A única farmácia do país mais pequeno do mundo é possivelmente a mais visitada do planeta. A sua história recua a 1277.
Populares entre crentes e não crentes, a Capela Sistina e a Basílica de São Pedro são o fascínio de qualquer turista de visita à Cidade do Vaticano. Mas algures nas sombras do Estado eclesiástico está a farmácia mais visitada do mundo, a única farmácia do país mais pequeno do mundo.
Em 2008 era visitada por mais de 2.000 pessoas por dia, dizia o diretor da Farmácia Joseph Kattackal, numa altura em que a farmácia duplicou o tamanho.
Gerida por mais de cinquenta funcionários, a Farmácia do Vaticano processava cerca de 10.000 envios por correio todos os dias e atendia uma clientela que inclui residentes, clérigos e cidadãos italianos que procuram medicamentos raros ou com desconto.
Foi formalmente fundada em 1874, mas as suas raízes vão ainda mais longe: remetem a 1277, quando o Papa Nicolau III criou o primeiro serviço de saúde para a Corte Papal. Mas a sua encarnação moderna surgiu no contexto da Questão Romana, uma disputa política do século XIX sobre a autoridade temporal do Papa após a unificação da Itália.
Após a queda dos Estados Pontifícios e a anexação de Roma em 1870, o Papa Pio IX e os seus sucessores recusaram-se a reconhecer o Estado italiano, e ficaram confinados dentro das muralhas do Vaticano. Terá durante este período de isolamento que o cardeal Giacomo Antonelli pediu a Eusebio Ludvig Fronmen — um monge da Ordem dos Irmãos Hospitalários de São João de Deus e farmacêutico-chefe do Hospital San Giovanni di Dio — que fornecesse medicamentos diretamente ao Vaticano.
Inicialmente concebido como um acordo temporário, Fronmen criou um dispensário permanente no território do Vaticano em 1892, gerido por membros da sua ordem religiosa.
A farmácia funcionou principalmente à noite até 1929, quando os Pactos de Latrão entre a Santa Sé e a Itália estabeleceram a Cidade do Vaticano como um Estado independente. Esta nova soberania permitiu um maior acesso ao público e levou à transferência da farmácia para Porta Sant’Anna, mais perto da entrada principal.

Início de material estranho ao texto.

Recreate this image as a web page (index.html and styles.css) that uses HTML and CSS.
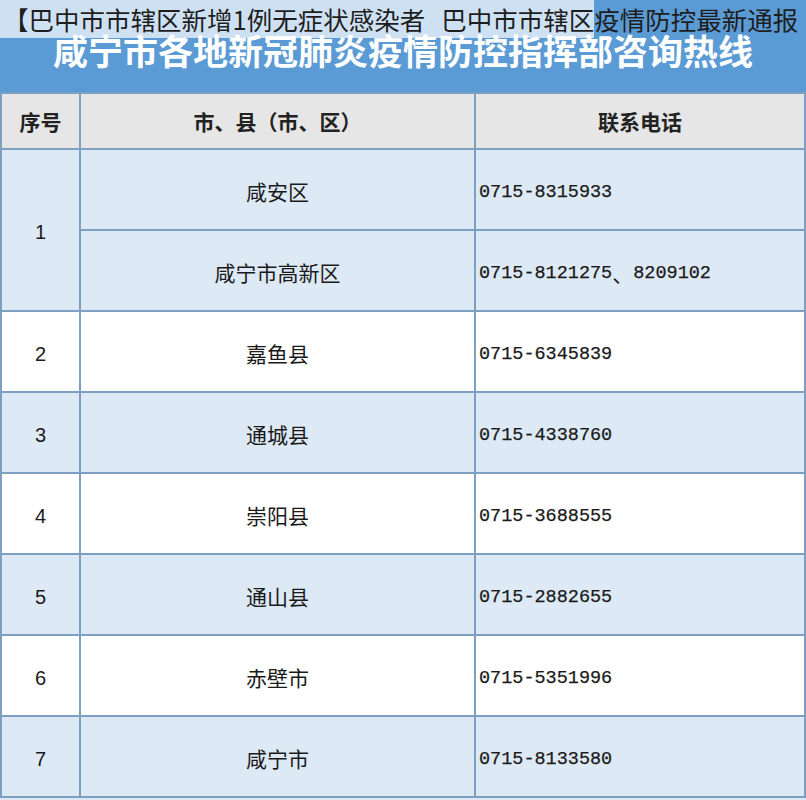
FILE: index.html
```html
<!DOCTYPE html>
<html lang="zh-CN">
<head>
<meta charset="utf-8">
<title>咸宁市各地新冠肺炎疫情防控指挥部咨询热线</title>
<link rel="stylesheet" href="styles.css">
</head>
<body>
<div class="page">
  <div class="caption"><span class="caption-bg">【巴中市市辖区新增1例无症状感染者<span class="gap"></span>巴中市市辖区</span>疫情防控最新通报</div>
  <div class="banner">咸宁市各地新冠肺炎疫情防控指挥部咨询热线</div>
  <div class="grid">
    <div class="cell head">序号</div>
    <div class="cell head">市、县（市、区）</div>
    <div class="cell head">联系电话</div>

    <div class="cell num blue span2">1</div>
    <div class="cell name blue">咸安区</div>
    <div class="cell tel blue">0715-8315933</div>
    <div class="cell name blue">咸宁市高新区</div>
    <div class="cell tel blue">0715-8121275<span class="cjk">、</span>8209102</div>

    <div class="cell num">2</div>
    <div class="cell name">嘉鱼县</div>
    <div class="cell tel">0715-6345839</div>

    <div class="cell num blue">3</div>
    <div class="cell name blue">通城县</div>
    <div class="cell tel blue">0715-4338760</div>

    <div class="cell num">4</div>
    <div class="cell name">崇阳县</div>
    <div class="cell tel">0715-3688555</div>

    <div class="cell num blue">5</div>
    <div class="cell name blue">通山县</div>
    <div class="cell tel blue">0715-2882655</div>

    <div class="cell num">6</div>
    <div class="cell name">赤壁市</div>
    <div class="cell tel">0715-5351996</div>

    <div class="cell num blue">7</div>
    <div class="cell name blue">咸宁市</div>
    <div class="cell tel blue">0715-8133580</div>
  </div>
</div>
</body>
</html>
```

FILE: styles.css
```css
html, body {
  margin: 0;
  padding: 0;
  background: #dfe9f3;
}
.page {
  position: relative;
  width: 806px;
  height: 800px;
  overflow: hidden;
  font-family: "Noto Sans CJK SC", sans-serif;
}
.caption {
  position: absolute;
  top: 0;
  left: 0;
  width: 820px;
  height: 38px;
  line-height: 38px;
  white-space: nowrap;
  font-size: 25.5px;
  color: #1e1e1e;
  padding-left: 3px;
  margin-left: -3px;
}
.caption-bg {
  display: inline-block;
  height: 38px;
  padding-left: 3px;
  background: rgba(255, 255, 255, 0.7);
}
.gap {
  display: inline-block;
  width: 16px;
}
.banner {
  height: 92px;
  box-sizing: border-box;
  padding-top: 26px;
  background: #5b9bd5;
  color: #ffffff;
  text-align: center;
  font-size: 35px;
  font-weight: 700;
  line-height: 48px;
}
.grid {
  display: grid;
  grid-template-columns: 77px 393px 328px;
  grid-template-rows: 54px repeat(8, 79px);
  gap: 2px;
  padding: 2px;
  background: #7c9fc2;
}
.cell {
  display: flex;
  align-items: center;
  background: #ffffff;
  color: #1a1a1a;
}
.blue {
  background: #dde9f5;
}
.head {
  background: #e6e6e6;
  justify-content: center;
  font-size: 21px;
  font-weight: 700;
  color: #222222;
}
.num {
  justify-content: center;
  font-family: "Liberation Sans", sans-serif;
  font-size: 20px;
  padding-top: 5px;
}
.span2 {
  grid-row: span 2;
}
.name {
  justify-content: center;
  font-size: 21px;
  padding-top: 2px;
}
.tel {
  padding-left: 3px;
  padding-top: 5px;
  font-family: "Liberation Mono", monospace;
  font-size: 18.5px;
  -webkit-text-stroke: 0.25px #1a1a1a;
}
.cjk {
  font-family: "Noto Sans CJK SC", sans-serif;
  font-size: 21px;
  -webkit-text-stroke: 0;
}
```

A mudança aumentou a sua visibilidade e popularidade, principalmente porque tinha em stock uma grande variedade de medicamentos difíceis de encontrar nas farmácias de Roma, muitas vezes prejudicadas por atrasos burocráticos.
O sucesso pediu mais uma mudança em 1931 para a sua sede atual no Palazzo Belvedere, logo atrás dos correios do Vaticano e em frente ao supermercado do Vaticano.
Hoje, a farmácia atende os pedidos dos quase 12.000 membros do Fundo de Assistência à Saúde do Vaticano, um sistema de saúde privado criado em 1958, mas os cidadãos italianos também podem acessar seus serviços com uma receita válida e um documento de identificação.
E muitos com certeza gostavam de o fazer com regularidade: não se pagam impostos na farmácia do Vaticano— os medicamentos são normalmente 11% a 25% mais baratos do que em outros lugares da Itália.
A farmácia também tem os seus próprios cremes, loções ou sabonetes. O Valium continua a ser o seu produto mais vendido, mas o produto mais procurado é “sem dúvida” o Hamolind, uma pomada para hemorroidas, confessa o agora ex-diretor da farmácia.
Não se vende tudo: como farmácia católica, a do Vaticano não vende contracetivos, medicamentos usados no tratamento da disfunção erétil nem outros produtos considerados contrários à doutrina da Igreja.
Atualmente a farmácia está aberta ao público de segunda a sexta-feira, das 8h30 às 18h, e até às 13h aos sábados (fecha mais cedo, às 15h, durante os meses de verão). Os visitantes podem encontrá-la na Via della Posta 00120, Cidade do Vaticano, acessível pela Porta Angelica.